Abigail’s Character Revealed
Abigail was generous – She prepared a tremendous gift: “Then Abigail made haste and took two hundred loaves of bread, two skins of wine, five sheep already dressed, five seahs of roasted grain, one hundred clusters of raisins, and two hundred cakes of figs, and loaded them on donkeys. And she said to her servants, “Go on before me; see, I am coming after you.” But she did not tell her husband Nabal. (Verses 18-19)
Abigail was humble – She bowed to David: “ … fell on her face before David” and apologized for coming to David in this manner: “Please forgive the trespass of your maidservant.” (Verses 23, 28)
Abigail was sacrificial – She took the blamefor her husband: “On me let this iniquity be!” (Verse 24)
Abigail was truthful – She spoke the truth to David about her husband’s character: “Let not my lord regard this scoundrel Nabal … folly is with him!” (Verse 25)
Abigail was clever – She protected him from bloodshed: “ … since the Lord has held you back from coming to bloodshed and avenging yourself with your own hand.” (Verses 26)
Abigail was bold – She declared favor over him and offered the provisions he had sought: “Let your enemies and those who seek harm for my lord be as Nabal.
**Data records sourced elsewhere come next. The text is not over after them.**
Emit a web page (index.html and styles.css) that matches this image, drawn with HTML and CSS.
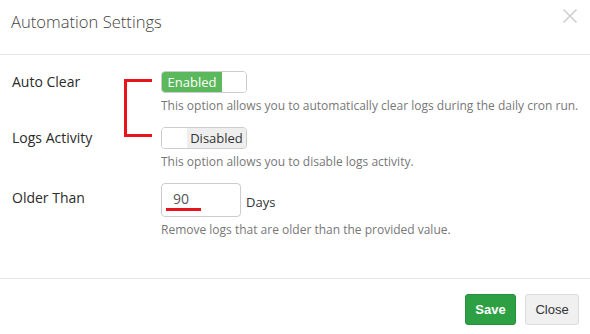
FILE: index.html
```html
<!DOCTYPE html>
<html>
<head>
<meta charset="utf-8">
<link rel="stylesheet" href="styles.css">
</head>
<body>
<div class="modal">
  <div class="modal-header">
    <h4 class="modal-title">Automation Settings</h4>
    <svg class="close" width="16" height="16" viewBox="0 0 16 16"><path d="M1.5 1.5 L14.5 14.5 M14.5 1.5 L1.5 14.5" stroke="#cfcfcf" stroke-width="1.6" fill="none"/></svg>
  </div>
  <div class="modal-body">
    <div class="bracket"></div>
    <div class="row">
      <label class="label">Auto Clear</label>
      <div class="control">
        <div class="switch on"><span class="switch-on">Enabled</span><span class="switch-handle"></span></div>
        <p class="help">This option allows you to automatically clear logs during the daily cron run.</p>
      </div>
    </div>
    <div class="row">
      <label class="label">Logs Activity</label>
      <div class="control">
        <div class="switch off"><span class="switch-handle"></span><span class="switch-off">Disabled</span></div>
        <p class="help">This option allows you to disable logs activity.</p>
      </div>
    </div>
    <div class="row">
      <label class="label label-input">Older Than</label>
      <div class="control">
        <div class="input-line">
          <div class="input"><span class="input-val">90</span><span class="underline"></span></div>
          <span class="unit">Days</span>
        </div>
        <p class="help">Remove logs that are older than the provided value.</p>
      </div>
    </div>
  </div>
  <div class="modal-footer">
    <button class="btn btn-save">Save</button>
    <button class="btn btn-close">Close</button>
  </div>
</div>
</body>
</html>
```

FILE: styles.css
```css
* { box-sizing: border-box; }
html, body { margin: 0; padding: 0; background: #fff; }
body { font-family: "Open Sans", "Liberation Sans", sans-serif; color: #333; width: 590px; height: 334px; overflow: hidden; }

.modal { width: 590px; }

.modal-header {
  height: 55px;
  border-bottom: 1px solid #e5e5e5;
  padding: 0 12px 0 11px;
  display: flex;
  align-items: flex-start;
  justify-content: space-between;
}
.modal-title {
  margin: 0;
  padding-top: 9px;
  font-size: 16.6px;
  font-weight: 300;
  line-height: 26px;
  color: #444;
}
.close {
  display: block;
  margin-top: 8px;
}

.modal-body {
  position: relative;
  padding: 16px 12px 0;
  height: 223px;
}
.bracket {
  position: absolute;
  left: 124px;
  top: 24px;
  width: 28px;
  height: 58px;
  border: 3px solid #e8141c;
  border-right: none;
}

.row {
  display: grid;
  grid-template-columns: 149px 1fr;
  margin-bottom: 13px;
}
.label {
  font-size: 14px;
  font-weight: 500;
  color: #2b2b2b;
  line-height: 22px;
}
.label-input { line-height: 30px; }

.help {
  margin: 5px 0 0;
  font-size: 12px;
  line-height: 16px;
  color: #777;
  white-space: nowrap;
}

.switch {
  width: 86px;
  height: 22px;
  border: 1px solid #ccc;
  border-radius: 4px;
  display: flex;
  overflow: hidden;
  font-size: 13px;
  line-height: 20px;
}
.switch-on {
  width: 60px;
  background: #5cb85c;
  color: #fff;
  font-weight: 500;
  text-align: center;
}
.switch-off {
  width: 59px;
  background: #eee;
  color: #333;
  text-align: center;
}
.switch-handle { flex: 1; background: #fff; }

.input-line { display: flex; align-items: center; gap: 5px; }
.input {
  position: relative;
  width: 80px;
  height: 34px;
  border: 1px solid #ccc;
  border-radius: 4px;
  padding: 0 11px;
  font-size: 14px;
  line-height: 30px;
  color: #555;
}
.underline {
  position: absolute;
  left: 4px;
  top: 24px;
  width: 35px;
  height: 3px;
  background: #e8141c;
}
.unit { font-size: 13px; color: #333; padding-top: 4px; }

.modal-footer {
  border-top: 1px solid #e5e5e5;
  padding: 15px 11px 0 0;
  display: flex;
  justify-content: flex-end;
  gap: 9px;
}
.btn {
  font-family: "Liberation Sans", Arial, sans-serif;
  font-size: 13px;
  height: 31px;
  border-radius: 3px;
  cursor: pointer;
}
.btn-save {
  background: #2da043;
  border: 1px solid #28903c;
  color: #fff;
  font-weight: bold;
  width: 51px;
  padding: 0;
}
.btn-close {
  background: #f0f0f0;
  border: 1px solid #dcdcdc;
  color: #333;
  width: 54px;
  padding: 0;
}
```
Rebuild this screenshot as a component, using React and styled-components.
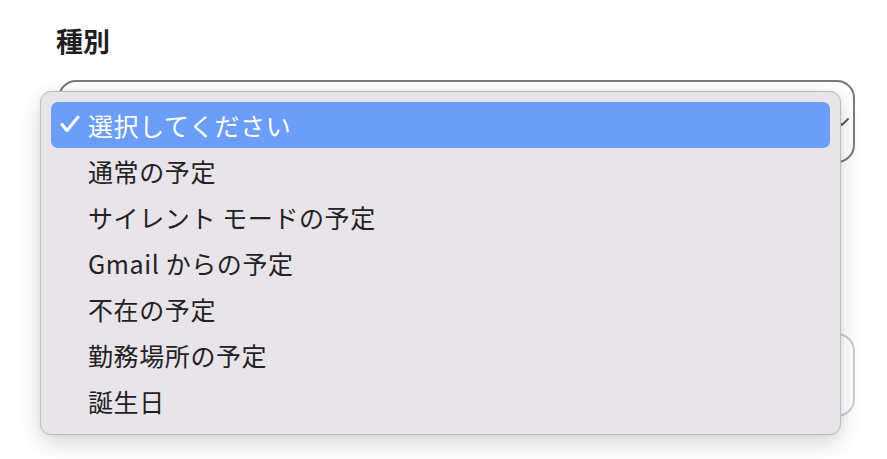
import React from 'react';
import styled, { createGlobalStyle } from 'styled-components';

const options = [
  '選択してください',
  '通常の予定',
  'サイレント モードの予定',
  'Gmail からの予定',
  '不在の予定',
  '勤務場所の予定',
  '誕生日',
];

const Global = createGlobalStyle`
  html, body {
    margin: 0;
    background: #ffffff;
  }
  body {
    font-family: "Noto Sans CJK JP", "Noto Sans", sans-serif;
  }
`;

const Check = () => (
  <svg width="22" height="22" viewBox="0 0 22 22" fill="none">
    <path
      d="M3 11.5l5 6L19 4"
      stroke="#ffffff"
      strokeWidth="3"
      strokeLinecap="round"
      strokeLinejoin="round"
    />
  </svg>
);

const Chevron = () => (
  <svg width="14" height="10" viewBox="0 0 14 10" fill="none">
    <path d="M1 2l6 6 6-6" stroke="#555" strokeWidth="1.8" strokeLinecap="round" />
  </svg>
);

export default function App() {
  return (
    <>
      <Global />
      <Page>
        <Label>種別</Label>
        <Field>
          <SelectBox>
            <Chevron />
          </SelectBox>
          <Menu>
            {options.map((text, i) => (
              <Item key={text} selected={i === 0}>
                <CheckSlot>{i === 0 && <Check />}</CheckSlot>
                {text}
              </Item>
            ))}
          </Menu>
        </Field>
        <SecondBox />
      </Page>
    </>
  );
}

const Page = styled.div`
  width: 887px;
  height: 459px;
  overflow: hidden;
  padding: 22px 32px 0 58px;
  box-sizing: border-box;
  display: flex;
  flex-direction: column;
`;

const Label = styled.div`
  font-size: 27px;
  font-weight: 700;
  color: #1f1f1f;
  line-height: 38px;
  margin-left: -2px;
`;

const Field = styled.div`
  position: relative;
  margin-top: 20px;
`;

const SelectBox = styled.div`
  height: 83px;
  box-sizing: border-box;
  border: 2px solid #7a7a7a;
  border-radius: 18px;
  display: flex;
  align-items: center;
  justify-content: flex-end;
  padding-right: 4px;
`;

const SecondBox = styled.div`
  margin-top: 170px;
  height: 84px;
  box-sizing: border-box;
  border: 2px solid #c9cdd2;
  border-radius: 18px;
`;

const Menu = styled.div`
  position: absolute;
  left: -18px;
  top: 11px;
  width: 801px;
  box-sizing: border-box;
  padding: 10px;
  background: #e8e4ea;
  border: 1px solid #bdbbbf;
  border-radius: 11px;
  box-shadow: 0 8px 22px rgba(0, 0, 0, 0.16), 0 0 4px rgba(0, 0, 0, 0.06);
  display: flex;
  flex-direction: column;
`;

const Item = styled.div`
  height: 46px;
  box-sizing: border-box;
  display: flex;
  align-items: center;
  border-radius: 7px;
  font-size: 25px;
  letter-spacing: 0.6px;
  color: ${(p) => (p.selected ? '#ffffff' : '#222222')};
  background: ${(p) => (p.selected ? '#6a9ef8' : 'transparent')};
`;

const CheckSlot = styled.span`
  width: 37px;
  display: flex;
  justify-content: center;
  margin-top: -2px;
`;
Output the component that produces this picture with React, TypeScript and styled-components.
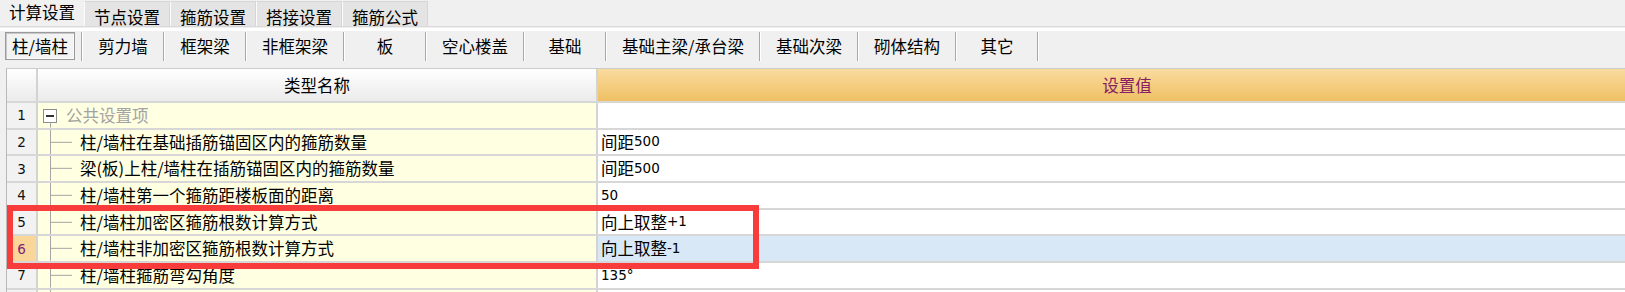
import React from 'react'
import styled, { createGlobalStyle } from 'styled-components'

const GlobalStyle = createGlobalStyle`
  html, body {
    margin: 0;
    padding: 0;
    background: #f0f0f0;
    overflow: hidden;
  }
  body {
    font-family: "Noto Sans CJK SC", sans-serif;
    color: #000;
  }
`

const CJK = `"Noto Sans CJK SC", sans-serif`
const LATIN = `"DejaVu Sans", "Noto Sans CJK SC", sans-serif`
const ROW_H = 26.667

const Page = styled.div`
  width: 1625px;
  height: 292px;
  overflow: hidden;
  background: #f0f0f0;
`

const TabStrip = styled.div`
  display: flex;
  align-items: flex-start;
  height: 26px;
  border-bottom: 1px solid #d9d9d9;
`

const TopTab = styled.div<{ $active?: boolean }>`
  box-sizing: border-box;
  display: flex;
  align-items: center;
  justify-content: center;
  font-family: ${CJK};
  font-size: 16.5px;
  line-height: 1;
  white-space: nowrap;
  padding: 0 9px;
  ${({ $active }) =>
    $active
      ? `
    height: 26px;
    padding-bottom: 1px;
    background: #f0f0f0;
  `
      : `
    height: 25px;
    margin-top: 1px;
    padding-top: 6px;
    background: #e4e4e4;
    border: 1px solid #d6d6d6;
    border-left-color: #fbfbfb;
    border-bottom: none;
  `}
`

const SubTabBar = styled.div`
  display: flex;
  align-items: stretch;
  margin-top: 1px;
  border-top: 3px solid #ffffff;
  padding-top: 1px;
  height: 29px;
`

const SubTab = styled.div<{ $active?: boolean }>`
  box-sizing: border-box;
  display: flex;
  align-items: center;
  justify-content: center;
  font-family: ${CJK};
  font-size: 16.5px;
  line-height: 1;
  white-space: nowrap;
  ${({ $active }) =>
    $active
      ? `
    margin: 0 6px 1px 5px;
    padding: 0 6px;
    border: 1px solid #9a9a9a;
    box-shadow: inset 1px 1px 0 #c9c9c9, inset -1px -1px 0 #fafafa;
    background: #f3f3f3;
  `
      : `
    min-width: 80px;
    padding: 0 15px;
  `}
`

const SubSep = styled.div`
  width: 1px;
  background: #a8a8a8;
  border-right: 1px solid #ffffff;
`

const TableWrap = styled.div`
  position: relative;
  margin: 7px 0 0 6px;
  width: 1649px;
  border-top: 1px solid #cbcbcb;
  border-left: 1px solid #b9b9b9;
`

const Row = styled.div<{ $header?: boolean }>`
  box-sizing: border-box;
  display: flex;
  height: ${({ $header }) => ($header ? '34px' : `${ROW_H}px`)};
  border-bottom: 2px solid #d7d7d7;
`

const NumCell = styled.div<{ $header?: boolean; $selected?: boolean }>`
  box-sizing: border-box;
  flex: 0 0 31px;
  display: flex;
  align-items: center;
  justify-content: center;
  border-right: 2px solid #d3d3d3;
  font-family: ${LATIN};
  font-size: 13.5px;
  color: ${({ $selected }) => ($selected ? '#7d237a' : '#111')};
  background: ${({ $header, $selected }) =>
    $header
      ? 'linear-gradient(#ffffff, #ebebeb)'
      : $selected
        ? '#fbd699'
        : '#f2f2f2'};
`

const NameCell = styled.div<{ $header?: boolean }>`
  box-sizing: border-box;
  flex: 0 0 560px;
  display: flex;
  align-items: center;
  justify-content: ${({ $header }) => ($header ? 'center' : 'flex-start')};
  border-right: 2px solid #d3d3d3;
  font-family: ${CJK};
  font-size: 16.5px;
  line-height: 1;
  white-space: nowrap;
  overflow: hidden;
  background: ${({ $header }) => ($header ? 'linear-gradient(#ffffff, #ebebeb)' : '#ffffe2')};
`

const NameText = styled.span<{ $muted?: boolean }>`
  color: ${({ $muted }) => ($muted ? '#a3a3a3' : '#000')};
`

const ValueCell = styled.div<{ $header?: boolean; $selected?: boolean }>`
  box-sizing: border-box;
  flex: 0 0 1058px;
  display: flex;
  align-items: center;
  justify-content: ${({ $header }) => ($header ? 'center' : 'flex-start')};
  padding-left: ${({ $header }) => ($header ? '0' : '3px')};
  font-family: ${CJK};
  font-size: 16.5px;
  line-height: 1;
  white-space: nowrap;
  color: ${({ $header }) => ($header ? '#862063' : '#000')};
  background: ${({ $header, $selected }) =>
    $header ? 'linear-gradient(#fadb9f, #efc063)' : $selected ? '#d9e8f6' : '#ffffff'};
`

const Latin = styled.span`
  font-family: ${LATIN};
  font-size: 13.5px;
`

const Gutter = styled.svg`
  flex: 0 0 auto;
  height: 100%;
  display: block;
`

const Highlight = styled.div`
  position: absolute;
  left: 0;
  top: 136px;
  width: 752px;
  height: 64px;
  box-sizing: border-box;
  border: 6px solid #f83c3c;
  pointer-events: none;
`

const LINE = '#a5a5a5'

const TreeRoot = () => (
  <Gutter width={28}>
    <rect x={5.5} y={6.5} width={13} height={13} fill="#ffffff" stroke="#8e8e8e" />
    <line x1={8} y1={13} x2={16} y2={13} stroke="#000" strokeWidth={1.6} />
    <line x1={12.5} y1={19.5} x2={12.5} y2="100%" stroke={LINE} />
  </Gutter>
)

const TreeLeaf = () => (
  <Gutter width={42}>
    <line x1={12.5} y1={0} x2={12.5} y2="100%" stroke={LINE} />
    <line x1={12.5} y1="50%" x2={34} y2="50%" stroke={LINE} />
  </Gutter>
)

// digits and signs come out in the smaller latin face
const mixed = (text: string) =>
  text
    .split(/([\u4e00-\u9fff]+)/)
    .filter(Boolean)
    .map((part, i) => (/[\u4e00-\u9fff]/.test(part) ? <span key={i}>{part}</span> : <Latin key={i}>{part}</Latin>))

const topTabs = ['计算设置', '节点设置', '箍筋设置', '搭接设置', '箍筋公式']
const subTabs = ['柱/墙柱', '剪力墙', '框架梁', '非框架梁', '板', '空心楼盖', '基础', '基础主梁/承台梁', '基础次梁', '砌体结构', '其它']

type Item = { name: string; value: string; root?: boolean; selected?: boolean }

const rows: Item[] = [
  { name: '公共设置项', value: '', root: true },
  { name: '柱/墙柱在基础插筋锚固区内的箍筋数量', value: '间距500' },
  { name: '梁(板)上柱/墙柱在插筋锚固区内的箍筋数量', value: '间距500' },
  { name: '柱/墙柱第一个箍筋距楼板面的距离', value: '50' },
  { name: '柱/墙柱加密区箍筋根数计算方式', value: '向上取整+1' },
  { name: '柱/墙柱非加密区箍筋根数计算方式', value: '向上取整-1', selected: true },
  { name: '柱/墙柱箍筋弯勾角度', value: '135°' },
]

export default function App() {
  return (
    <Page>
      <GlobalStyle />
      <TabStrip>
        {topTabs.map((t, i) => (
          <TopTab key={t} $active={i === 0}>
            {t}
          </TopTab>
        ))}
      </TabStrip>

      <SubTabBar>
        {subTabs.map((t, i) => (
          <React.Fragment key={t}>
            <SubTab $active={i === 0}>{t}</SubTab>
            <SubSep />
          </React.Fragment>
        ))}
      </SubTabBar>

      <TableWrap>
        <Row $header>
          <NumCell $header />
          <NameCell $header>类型名称</NameCell>
          <ValueCell $header>设置值</ValueCell>
        </Row>
        {rows.map((r, i) => (
          <Row key={i}>
            <NumCell $selected={r.selected}>{i + 1}</NumCell>
            <NameCell>
              {r.root ? <TreeRoot /> : <TreeLeaf />}
              <NameText $muted={r.root}>{r.name}</NameText>
            </NameCell>
            <ValueCell $selected={r.selected}>{mixed(r.value)}</ValueCell>
          </Row>
        ))}
        {/* next row, only its top edge is in view */}
        <Row>
          <NumCell />
          <NameCell>
            <TreeLeaf />
          </NameCell>
          <ValueCell />
        </Row>
        <Highlight />
      </TableWrap>
    </Page>
  )
}
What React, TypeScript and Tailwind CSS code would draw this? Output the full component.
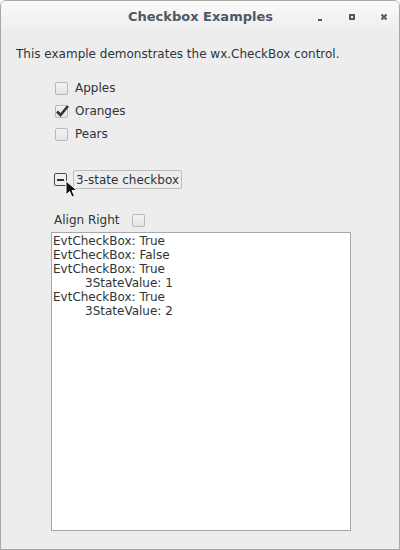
import React from 'react';

const font = { fontFamily: '"DejaVu Sans", sans-serif' };

function Box({ checked }: { checked?: boolean }) {
  return (
    <span className="block relative w-[13px] h-[13px] rounded-[2px] border border-[#b8b8b8] bg-gradient-to-b from-[#f4f4f4] to-[#e4e4e4] shrink-0">
      {checked && (
        <svg className="absolute left-[-1px] top-[-3px]" width="16" height="16" viewBox="0 0 16 16">
          <path d="M2 8.5 L5.5 12 L13 3" fill="none" stroke="#2e3436" strokeWidth="2.6" />
        </svg>
      )}
    </span>
  );
}

export default function App() {
  const log = [
    ['EvtCheckBox: True', false],
    ['EvtCheckBox: False', false],
    ['EvtCheckBox: True', false],
    ['3StateValue: 1', true],
    ['EvtCheckBox: True', false],
    ['3StateValue: 2', true],
  ] as const;

  return (
    <div className="w-[400px] h-[550px] bg-white" style={font}>
      <div className="w-full h-full flex flex-col border border-[#a6a6a6] rounded-t-[6px] bg-[#ededed] overflow-hidden">
        {/* title bar */}
        <div className="h-[32px] shrink-0 relative flex items-center justify-center bg-gradient-to-b from-[#fafafa] to-[#ededed]">
          <span className="text-[13px] font-bold text-[#4c5966] ml-[1px]">Checkbox Examples</span>
          <div className="absolute right-0 top-0 h-full flex items-center">
            <span className="w-[4px] h-[2px] bg-[#4c5966] mt-[5px] mr-[27px]" />
            <span className="w-[6px] h-[6px] border-2 border-[#4c5966] mr-[26px]" />
            <svg width="6" height="6" viewBox="0 0 6 6" className="mr-[12px]">
              <path d="M0.5 0.5 L5.5 5.5 M5.5 0.5 L0.5 5.5" stroke="#4c5966" strokeWidth="2" />
            </svg>
          </div>
        </div>

        <div className="flex-1 flex flex-col pl-[15px] pt-[13px] text-[12px] text-[#2e3436]">
          <div className="leading-[16px]">This example demonstrates the wx.CheckBox control.</div>

          <div className="flex flex-col gap-[7px] mt-[18px] pl-[39px]">
            {[
              ['Apples', false],
              ['Oranges', true],
              ['Pears', false],
            ].map(([label, checked]) => (
              <div key={label as string} className="flex items-center gap-[7px] h-[16px]">
                <Box checked={checked as boolean} />
                <span>{label as string}</span>
              </div>
            ))}
          </div>

          <div className="relative flex items-center mt-[28px] ml-[38px] h-[19px]">
            <span className="w-[13px] h-[13px] rounded-[2px] border border-[#4a4a4a] bg-[#f0f0f0] flex items-center justify-center shrink-0">
              <span className="w-[7px] h-[2px] bg-[#2e3436]" />
            </span>
            <span className="ml-[6px] px-[2px] h-[19px] flex items-center border border-[#bdbdbd] rounded-[2px]">3-state checkbox</span>
            <svg className="absolute left-[11px] top-[10px]" width="14" height="20" viewBox="0 0 14 20">
              <path d="M1 1 L1 15 L4.5 11.5 L7 17 L9.5 16 L7 10.5 L12 10.5 Z" fill="#111" stroke="#fff" strokeWidth="1" />
            </svg>
          </div>

          <div className="flex items-center mt-[23px] ml-[38px] h-[16px]">
            <span>Align Right</span>
            <span className="ml-[12px]"><Box /></span>
          </div>

          <div className="mt-[4px] ml-[35px] w-[300px] h-[299px] bg-white border border-[#a8a8a8] px-[1px] pt-[1px] leading-[14px] text-[12px]">
            {log.map(([t, indent], i) => (
              <div key={i} className={indent ? 'pl-[32px]' : ''}>{t}</div>
            ))}
          </div>
        </div>
      </div>
    </div>
  );
}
And now this present which your maidservant has brought to my lord, let it be given to the young men who follow my lord.” (Verse 26-27)
Abigail was godly – She blessed him and prayed for him: “ … For the Lord will certainly make for my lord an enduring house, because my lord fights the battles of the Lord, and evil is not found in you throughout your days. Yet a man has risen to pursue you and seek your life, but the life of my lord shall be bound in the bundle of the living with the Lord your God; and the lives of your enemies He shall sling out, as from the pocket of a sling. And it shall come to pass, when the Lord has done for my lord according to all the good that He has spoken concerning you, and has appointed you ruler over Israel, that this will be no grief to you, nor offense of heart to my lord, either that you have shed blood without cause, or that my lord has avenged himself …” (Verses 28-31)
Abigail was wise – She sought goodwill for herself and thereby her household: “ … But when the Lord has dealt well with my lord, then remember your maidservant.” (Verse 31)
For having such character traits, Abigail was blessed tremendously. David took her advice and realized it was a blessing from God. After hearing that her husband died, this is what he did:
“ … And David sent and proposed to Abigail, to take her as his wife … Then she arose, bowed her face to the earth, and said, ‘Here is your maidservant, a servant to wash the feet of the servants of my lord.’ So Abigail rose in haste …” (Verses 39, 41-42)
True to character, Abigail did not hesitate to respond, followed David’s messengers and became the wife of a king.
To Ponder: What are your thoughts on Abigail’s character or the events of her story? I want to learn from you, too.